Requirements »
Reproduce the listing below from the line with "Recreate this image" to the line with "1985-2001 Microsoft Corp.", both lines included, character for character, minus any pictures.

Exercise material »
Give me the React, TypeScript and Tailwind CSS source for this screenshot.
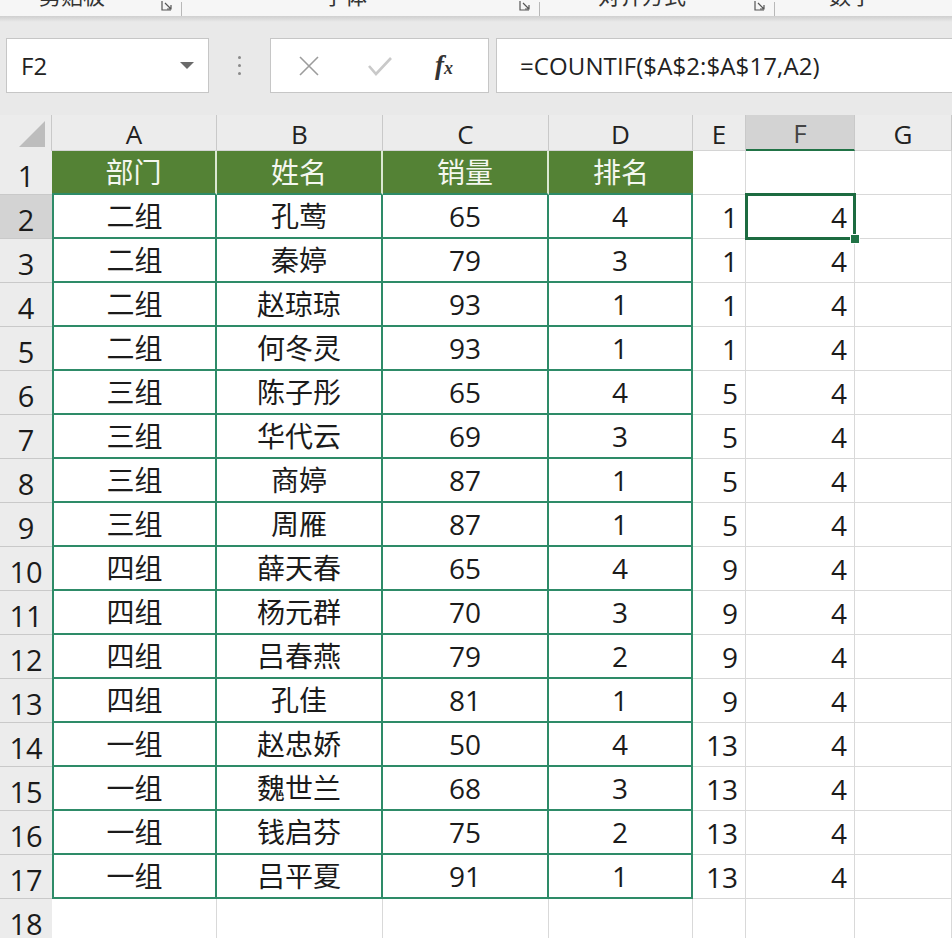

---

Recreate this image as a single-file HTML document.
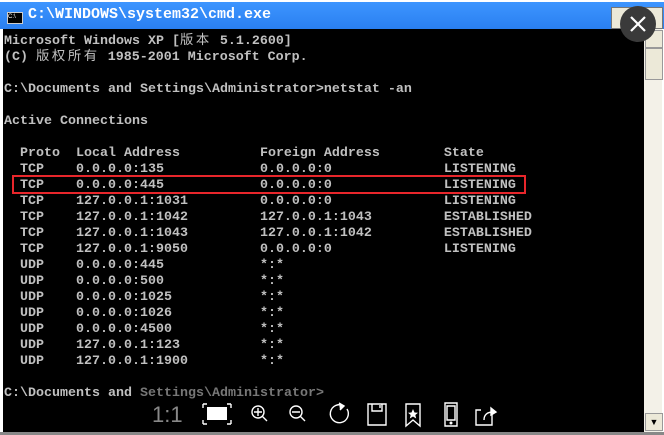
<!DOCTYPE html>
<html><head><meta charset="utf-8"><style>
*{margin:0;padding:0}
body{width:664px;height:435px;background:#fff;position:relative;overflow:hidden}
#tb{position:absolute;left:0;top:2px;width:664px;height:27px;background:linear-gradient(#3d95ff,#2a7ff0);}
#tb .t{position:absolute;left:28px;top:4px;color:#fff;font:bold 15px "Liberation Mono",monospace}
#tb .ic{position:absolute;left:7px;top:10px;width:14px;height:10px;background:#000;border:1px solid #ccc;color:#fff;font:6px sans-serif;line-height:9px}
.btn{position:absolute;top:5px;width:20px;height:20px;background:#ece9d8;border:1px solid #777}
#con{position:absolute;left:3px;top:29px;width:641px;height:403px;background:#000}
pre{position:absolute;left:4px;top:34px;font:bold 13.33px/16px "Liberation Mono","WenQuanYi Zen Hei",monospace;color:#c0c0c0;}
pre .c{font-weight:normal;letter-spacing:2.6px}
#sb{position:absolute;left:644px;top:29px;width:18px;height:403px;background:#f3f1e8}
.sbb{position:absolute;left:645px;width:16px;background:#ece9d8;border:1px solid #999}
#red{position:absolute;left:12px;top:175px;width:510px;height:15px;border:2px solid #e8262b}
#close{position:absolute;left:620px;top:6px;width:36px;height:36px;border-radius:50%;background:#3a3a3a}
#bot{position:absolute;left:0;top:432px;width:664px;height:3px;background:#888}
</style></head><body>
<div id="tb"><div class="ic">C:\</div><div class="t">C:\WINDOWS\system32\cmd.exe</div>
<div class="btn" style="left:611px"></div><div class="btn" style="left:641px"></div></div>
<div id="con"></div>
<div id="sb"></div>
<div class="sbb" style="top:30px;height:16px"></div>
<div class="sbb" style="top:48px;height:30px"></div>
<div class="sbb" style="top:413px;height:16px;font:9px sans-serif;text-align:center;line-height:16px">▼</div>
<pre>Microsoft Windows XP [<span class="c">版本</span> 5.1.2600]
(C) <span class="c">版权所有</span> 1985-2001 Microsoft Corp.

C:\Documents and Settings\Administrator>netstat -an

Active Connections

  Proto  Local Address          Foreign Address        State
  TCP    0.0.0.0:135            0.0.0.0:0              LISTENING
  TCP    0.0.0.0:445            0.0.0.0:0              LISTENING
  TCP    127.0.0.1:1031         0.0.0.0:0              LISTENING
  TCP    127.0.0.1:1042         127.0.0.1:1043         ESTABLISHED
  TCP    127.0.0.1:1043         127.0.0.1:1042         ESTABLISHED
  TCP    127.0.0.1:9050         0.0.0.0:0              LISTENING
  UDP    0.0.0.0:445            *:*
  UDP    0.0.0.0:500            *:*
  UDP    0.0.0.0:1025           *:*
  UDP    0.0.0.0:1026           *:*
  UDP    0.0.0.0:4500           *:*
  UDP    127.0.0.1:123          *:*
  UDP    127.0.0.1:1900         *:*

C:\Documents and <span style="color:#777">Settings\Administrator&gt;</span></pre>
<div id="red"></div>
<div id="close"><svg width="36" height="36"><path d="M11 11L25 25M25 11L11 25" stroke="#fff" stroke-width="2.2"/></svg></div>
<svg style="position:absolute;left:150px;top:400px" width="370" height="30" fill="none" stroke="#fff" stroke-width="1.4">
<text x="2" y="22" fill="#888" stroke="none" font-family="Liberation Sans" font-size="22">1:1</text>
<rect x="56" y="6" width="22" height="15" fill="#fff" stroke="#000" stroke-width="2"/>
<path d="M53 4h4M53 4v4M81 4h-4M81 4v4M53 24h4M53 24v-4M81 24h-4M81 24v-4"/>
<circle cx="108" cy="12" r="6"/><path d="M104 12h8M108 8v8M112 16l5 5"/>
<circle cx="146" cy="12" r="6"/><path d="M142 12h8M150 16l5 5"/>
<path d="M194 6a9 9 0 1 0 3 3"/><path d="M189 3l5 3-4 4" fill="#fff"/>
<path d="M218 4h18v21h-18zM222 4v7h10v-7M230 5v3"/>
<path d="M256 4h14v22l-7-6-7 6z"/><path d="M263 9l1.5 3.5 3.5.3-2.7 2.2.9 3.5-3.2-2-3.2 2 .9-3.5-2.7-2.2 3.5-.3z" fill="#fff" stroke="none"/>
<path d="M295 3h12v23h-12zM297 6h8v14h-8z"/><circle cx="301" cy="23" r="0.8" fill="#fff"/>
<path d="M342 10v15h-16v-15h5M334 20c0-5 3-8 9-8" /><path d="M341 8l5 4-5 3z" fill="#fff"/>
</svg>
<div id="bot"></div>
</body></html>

---

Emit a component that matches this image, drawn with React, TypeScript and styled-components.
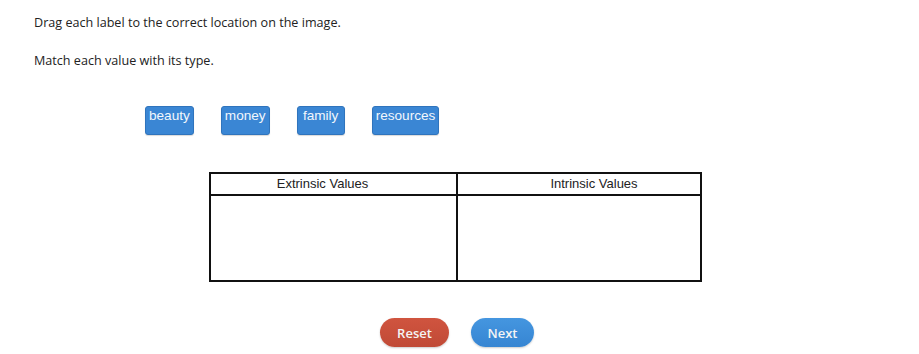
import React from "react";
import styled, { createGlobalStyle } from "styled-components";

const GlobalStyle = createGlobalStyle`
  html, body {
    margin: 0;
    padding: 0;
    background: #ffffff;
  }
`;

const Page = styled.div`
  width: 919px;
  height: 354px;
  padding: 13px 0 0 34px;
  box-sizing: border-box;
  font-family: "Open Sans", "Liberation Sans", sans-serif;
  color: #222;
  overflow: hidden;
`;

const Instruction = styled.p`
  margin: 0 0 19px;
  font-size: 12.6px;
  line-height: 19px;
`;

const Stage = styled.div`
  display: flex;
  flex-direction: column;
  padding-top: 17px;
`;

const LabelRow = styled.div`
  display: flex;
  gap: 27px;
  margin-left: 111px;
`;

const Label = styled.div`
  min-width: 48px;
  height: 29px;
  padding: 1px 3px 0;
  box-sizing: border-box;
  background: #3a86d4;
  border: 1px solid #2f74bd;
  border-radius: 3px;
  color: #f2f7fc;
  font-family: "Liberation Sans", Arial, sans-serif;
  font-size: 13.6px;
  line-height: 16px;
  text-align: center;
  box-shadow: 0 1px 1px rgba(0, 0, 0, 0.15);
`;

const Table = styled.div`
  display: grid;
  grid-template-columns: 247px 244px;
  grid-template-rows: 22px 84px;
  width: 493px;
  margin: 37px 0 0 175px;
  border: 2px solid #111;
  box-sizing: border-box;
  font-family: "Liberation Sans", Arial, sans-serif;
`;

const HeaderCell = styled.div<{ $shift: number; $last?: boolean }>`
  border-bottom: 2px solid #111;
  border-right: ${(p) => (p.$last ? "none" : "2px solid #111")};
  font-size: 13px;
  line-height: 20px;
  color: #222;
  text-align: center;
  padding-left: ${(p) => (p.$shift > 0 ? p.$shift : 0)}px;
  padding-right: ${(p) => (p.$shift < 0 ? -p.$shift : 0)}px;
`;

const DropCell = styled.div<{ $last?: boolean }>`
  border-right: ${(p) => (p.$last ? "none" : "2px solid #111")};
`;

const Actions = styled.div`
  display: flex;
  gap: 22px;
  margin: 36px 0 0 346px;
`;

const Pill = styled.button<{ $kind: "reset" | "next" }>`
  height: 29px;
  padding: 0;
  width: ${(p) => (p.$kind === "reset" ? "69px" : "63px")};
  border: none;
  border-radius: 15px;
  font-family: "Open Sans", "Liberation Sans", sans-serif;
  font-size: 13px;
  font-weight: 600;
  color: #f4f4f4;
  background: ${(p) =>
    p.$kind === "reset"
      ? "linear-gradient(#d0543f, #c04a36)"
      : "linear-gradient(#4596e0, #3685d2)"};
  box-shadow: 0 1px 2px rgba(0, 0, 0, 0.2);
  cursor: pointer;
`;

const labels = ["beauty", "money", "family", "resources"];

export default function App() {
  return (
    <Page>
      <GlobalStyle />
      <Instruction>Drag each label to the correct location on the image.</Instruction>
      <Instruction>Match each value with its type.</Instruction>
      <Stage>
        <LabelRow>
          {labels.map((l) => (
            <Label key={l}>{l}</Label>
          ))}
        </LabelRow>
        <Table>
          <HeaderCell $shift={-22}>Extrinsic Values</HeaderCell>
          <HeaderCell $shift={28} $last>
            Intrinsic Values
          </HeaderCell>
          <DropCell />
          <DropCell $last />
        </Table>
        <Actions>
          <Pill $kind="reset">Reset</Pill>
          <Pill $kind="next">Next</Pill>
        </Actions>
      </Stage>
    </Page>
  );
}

Written reply »
Recreate this image as a single-file HTML document.
<!DOCTYPE html>
<html><head><meta charset="utf-8"><style>
*{margin:0;padding:0}
body{width:664px;height:435px;background:#fff;position:relative;overflow:hidden}
#tb{position:absolute;left:0;top:2px;width:664px;height:27px;background:linear-gradient(#3d95ff,#2a7ff0);}
#tb .t{position:absolute;left:28px;top:4px;color:#fff;font:bold 15px "Liberation Mono",monospace}
#tb .ic{position:absolute;left:7px;top:10px;width:14px;height:10px;background:#000;border:1px solid #ccc;color:#fff;font:6px sans-serif;line-height:9px}
.btn{position:absolute;top:5px;width:20px;height:20px;background:#ece9d8;border:1px solid #777}
#con{position:absolute;left:3px;top:29px;width:641px;height:403px;background:#000}
pre{position:absolute;left:4px;top:34px;font:bold 13.33px/16px "Liberation Mono","WenQuanYi Zen Hei",monospace;color:#c0c0c0;}
pre .c{font-weight:normal;letter-spacing:2.6px}
#sb{position:absolute;left:644px;top:29px;width:18px;height:403px;background:#f3f1e8}
.sbb{position:absolute;left:645px;width:16px;background:#ece9d8;border:1px solid #999}
#red{position:absolute;left:12px;top:175px;width:510px;height:15px;border:2px solid #e8262b}
#close{position:absolute;left:620px;top:6px;width:36px;height:36px;border-radius:50%;background:#3a3a3a}
#bot{position:absolute;left:0;top:432px;width:664px;height:3px;background:#888}
</style></head><body>
<div id="tb"><div class="ic">C:\</div><div class="t">C:\WINDOWS\system32\cmd.exe</div>
<div class="btn" style="left:611px"></div><div class="btn" style="left:641px"></div></div>
<div id="con"></div>
<div id="sb"></div>
<div class="sbb" style="top:30px;height:16px"></div>
<div class="sbb" style="top:48px;height:30px"></div>
<div class="sbb" style="top:413px;height:16px;font:9px sans-serif;text-align:center;line-height:16px">▼</div>
<pre>Microsoft Windows XP [<span class="c">版本</span> 5.1.2600]
(C) <span class="c">版权所有</span> 1985-2001 Microsoft Corp.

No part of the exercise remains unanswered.